The problem with learning only for the test is that you don’t retain the material very well afterwards, as most people who have crammed for an exam will attest. Maybe if it’s a course you just have to get through, don’t care about, and will never need again, then you can do that. But if you’re trying to learn something properly, you have to understand it. And teachers who simply feed data into their students, to have them spit it back out onto a test paper, aren’t helping the kids understand a whole lot. But I know that teachers don’t have it easy, because the funding for their schools is often tied to the test scores, and the administration can get on their backs to push for “teaching for the test”. I have great respect for teachers who manage to educate their students, despite all that pressure.
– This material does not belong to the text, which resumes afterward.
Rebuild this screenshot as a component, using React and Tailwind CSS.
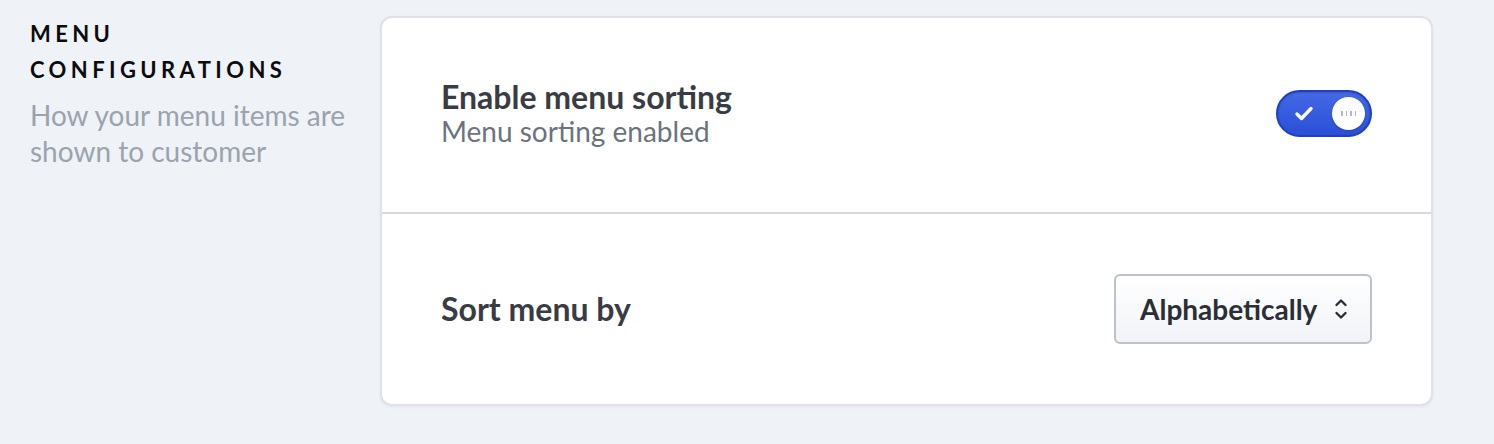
import React from 'react';

const Toggle = () => (
  <button
    type="button"
    className="relative flex items-center w-[96px] h-[47px] rounded-full border-2 border-[#1f3fc4] bg-gradient-to-b from-[#4468e6] to-[#2a4fd6] shadow-[inset_0_1px_2px_rgba(0,0,0,0.15)]"
  >
    <svg className="absolute left-[16px] top-[13px]" width="20" height="17" viewBox="0 0 20 17" fill="none">
      <path d="M3 9l4.5 4.5L17 3.5" stroke="white" strokeWidth="3.4" strokeLinecap="round" strokeLinejoin="round" />
    </svg>
    <span className="absolute right-[5px] top-[5px] w-[33px] h-[33px] rounded-full bg-white flex items-center justify-center gap-[3px] shadow-[0_1px_2px_rgba(0,0,0,0.2)]">
      <span className="w-[1.5px] h-[5px] bg-[#b3b8bf]" />
      <span className="w-[1.5px] h-[5px] bg-[#b3b8bf]" />
      <span className="w-[1.5px] h-[5px] bg-[#b3b8bf]" />
      <span className="w-[1.5px] h-[5px] bg-[#b3b8bf]" />
    </span>
  </button>
);

const SortSelect = () => (
  <button
    type="button"
    className="flex items-center justify-between w-[258px] h-[70px] pl-[24px] pr-[22px] rounded-[6px] border-2 border-[#bcc2ca] bg-gradient-to-b from-white to-[#f1f3f7] text-[28px] font-bold text-[#2b2e35]"
  >
    <span>Alphabetically</span>
    <svg width="14" height="24" viewBox="0 0 14 24" fill="none">
      <path d="M2.5 8L7 3.5L11.5 8" stroke="#2b2e35" strokeWidth="2.4" strokeLinecap="round" strokeLinejoin="round" />
      <path d="M2.5 16L7 20.5L11.5 16" stroke="#2b2e35" strokeWidth="2.4" strokeLinecap="round" strokeLinejoin="round" />
    </svg>
  </button>
);

export default function App() {
  return (
    <div
      className="w-full h-[444px] bg-[#eff2f7] flex pl-[30px] pr-[61px] pt-[16px]"
      style={{ fontFamily: 'Lato, "Open Sans", sans-serif' }}
    >
      {/* Section info */}
      <div className="w-[350px] shrink-0">
        <h2 className="text-[22px] leading-[36px] font-bold tracking-[0.2em] text-[#0b0c0e] uppercase">
          Menu
          <br />
          Configurations
        </h2>
        <p className="mt-[9px] text-[28px] leading-[36px] text-[#9ba3ad]">
          How your menu items are shown to customer
        </p>
      </div>

      {/* Card */}
      <div className="flex-1 h-[390px] bg-white rounded-[12px] border-2 border-[#dfe2e7] shadow-[0_1px_3px_rgba(0,0,0,0.06)] flex flex-col">
        <div className="flex-1 flex items-center justify-between px-[59px] pb-[4px]">
          <div>
            <div className="text-[32px] leading-[36px] font-bold text-[#393c43]">Enable menu sorting</div>
            <div className="text-[28px] leading-[32px] text-[#6b737d]">Menu sorting enabled</div>
          </div>
          <Toggle />
        </div>
        <div className="h-[2px] bg-[#d6dae0]" />
        <div className="flex-1 flex items-center justify-between px-[59px]">
          <div className="text-[32px] font-bold text-[#393c43]">Sort menu by</div>
          <SortSelect />
        </div>
      </div>
    </div>
  );
}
But personally, I’ve always been insulted when I ask a teacher a question about the material, maybe going a little deeper into it to learn the “why” behind it, and I get “It’s not important, you won’t need that for the exam.” I’m at school to learn, but when I show a glimmer of intelligence, evidence that maybe I’m actually grasping concepts instead of memorizing a textbook, I’m often ignored.

Then again, maybe the teachers sidestep my questions to avoid frightening the students who are frantically writing every word down to memorize. You know, the “will this be on the exam” people.

A few years ago our neighbor was a school teacher in the houston independent school district. Her only duties at this particular school was to teach the TASS(now known as TAKS ) tests.

She always considered it teaching cheating, not knowlege. According to her the TASS test was meant to gauge the progress of the students and assess the effectiveness of the schools AND/OR the quality of the curriculum.
According to her all she accomplished was to falsely inflate the scores to assure the school retained an exemplary status. BTW her OWN merit raises and promotions were directly based on how the TASS scores came out.

I remember having what we called achievement tests when I was in school, so this really isn’t anything new. I don’t remember having classes that were designed strictly to pass them though.